━━━━━ Working data
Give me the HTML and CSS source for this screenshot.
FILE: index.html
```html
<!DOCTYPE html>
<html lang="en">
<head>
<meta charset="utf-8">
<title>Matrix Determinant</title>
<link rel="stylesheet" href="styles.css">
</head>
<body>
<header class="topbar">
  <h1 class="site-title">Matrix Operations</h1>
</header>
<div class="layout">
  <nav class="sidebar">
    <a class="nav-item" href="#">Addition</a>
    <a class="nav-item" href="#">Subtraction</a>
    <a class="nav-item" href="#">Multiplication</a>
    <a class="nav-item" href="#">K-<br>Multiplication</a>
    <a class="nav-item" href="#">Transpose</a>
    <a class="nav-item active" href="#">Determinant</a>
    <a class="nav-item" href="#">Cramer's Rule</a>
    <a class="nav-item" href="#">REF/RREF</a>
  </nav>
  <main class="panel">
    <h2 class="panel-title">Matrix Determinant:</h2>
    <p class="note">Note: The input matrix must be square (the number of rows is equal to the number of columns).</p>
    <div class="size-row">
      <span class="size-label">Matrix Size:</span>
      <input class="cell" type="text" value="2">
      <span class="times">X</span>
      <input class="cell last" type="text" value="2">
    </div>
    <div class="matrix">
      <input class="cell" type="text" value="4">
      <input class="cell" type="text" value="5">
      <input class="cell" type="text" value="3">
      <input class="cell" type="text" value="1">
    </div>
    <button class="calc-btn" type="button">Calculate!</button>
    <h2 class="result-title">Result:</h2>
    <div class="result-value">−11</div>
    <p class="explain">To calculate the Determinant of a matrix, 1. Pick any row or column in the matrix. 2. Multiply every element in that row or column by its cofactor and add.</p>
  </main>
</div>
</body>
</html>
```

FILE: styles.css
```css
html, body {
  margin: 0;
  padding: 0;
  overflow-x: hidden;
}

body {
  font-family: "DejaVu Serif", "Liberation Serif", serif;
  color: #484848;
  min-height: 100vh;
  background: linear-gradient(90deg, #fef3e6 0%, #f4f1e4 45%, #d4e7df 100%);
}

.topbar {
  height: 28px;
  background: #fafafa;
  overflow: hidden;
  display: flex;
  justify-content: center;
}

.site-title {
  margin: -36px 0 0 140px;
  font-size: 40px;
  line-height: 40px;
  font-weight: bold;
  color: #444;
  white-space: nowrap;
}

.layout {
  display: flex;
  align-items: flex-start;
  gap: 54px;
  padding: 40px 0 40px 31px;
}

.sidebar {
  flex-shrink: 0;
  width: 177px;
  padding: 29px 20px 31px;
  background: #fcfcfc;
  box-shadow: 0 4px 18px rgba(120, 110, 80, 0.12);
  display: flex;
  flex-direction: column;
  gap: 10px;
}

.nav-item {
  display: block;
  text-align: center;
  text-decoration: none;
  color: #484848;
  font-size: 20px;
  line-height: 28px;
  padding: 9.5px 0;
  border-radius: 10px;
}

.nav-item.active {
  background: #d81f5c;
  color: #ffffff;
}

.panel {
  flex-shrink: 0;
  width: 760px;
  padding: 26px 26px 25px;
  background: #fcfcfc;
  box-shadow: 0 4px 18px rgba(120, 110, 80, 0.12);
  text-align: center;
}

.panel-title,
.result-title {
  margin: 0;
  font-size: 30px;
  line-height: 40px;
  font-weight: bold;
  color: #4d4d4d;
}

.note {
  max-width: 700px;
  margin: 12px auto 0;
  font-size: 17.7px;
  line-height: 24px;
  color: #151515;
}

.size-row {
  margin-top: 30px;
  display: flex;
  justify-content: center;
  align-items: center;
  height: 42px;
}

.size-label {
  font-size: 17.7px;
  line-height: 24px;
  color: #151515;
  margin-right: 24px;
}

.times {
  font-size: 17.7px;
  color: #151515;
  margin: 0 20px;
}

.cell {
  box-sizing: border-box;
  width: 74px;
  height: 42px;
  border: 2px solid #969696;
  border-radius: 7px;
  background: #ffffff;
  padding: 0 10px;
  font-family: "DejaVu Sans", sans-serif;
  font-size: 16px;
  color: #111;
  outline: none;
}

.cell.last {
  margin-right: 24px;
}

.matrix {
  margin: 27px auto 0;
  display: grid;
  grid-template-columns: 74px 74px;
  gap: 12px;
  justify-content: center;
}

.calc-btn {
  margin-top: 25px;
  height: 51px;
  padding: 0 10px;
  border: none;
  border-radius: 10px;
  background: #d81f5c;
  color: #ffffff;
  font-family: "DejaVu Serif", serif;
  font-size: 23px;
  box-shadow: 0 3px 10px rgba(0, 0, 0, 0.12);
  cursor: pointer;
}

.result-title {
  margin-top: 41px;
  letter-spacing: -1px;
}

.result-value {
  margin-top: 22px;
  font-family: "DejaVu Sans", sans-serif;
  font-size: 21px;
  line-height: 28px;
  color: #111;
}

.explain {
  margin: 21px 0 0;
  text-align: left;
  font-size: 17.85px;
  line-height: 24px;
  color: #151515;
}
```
━━━━━━━━━━
━━━━━ Working data
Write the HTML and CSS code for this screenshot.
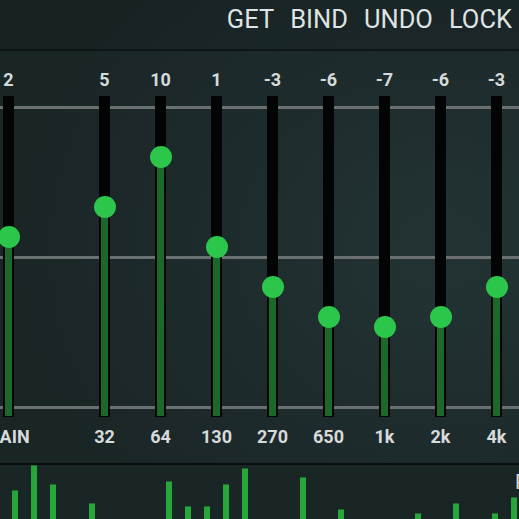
━━━━━━━━━━
> **Written request**
From the records above, pull out each line that has "screenshot".

> **Solution**
Give me the HTML and CSS source for this screenshot.
Write the HTML and CSS code for this screenshot.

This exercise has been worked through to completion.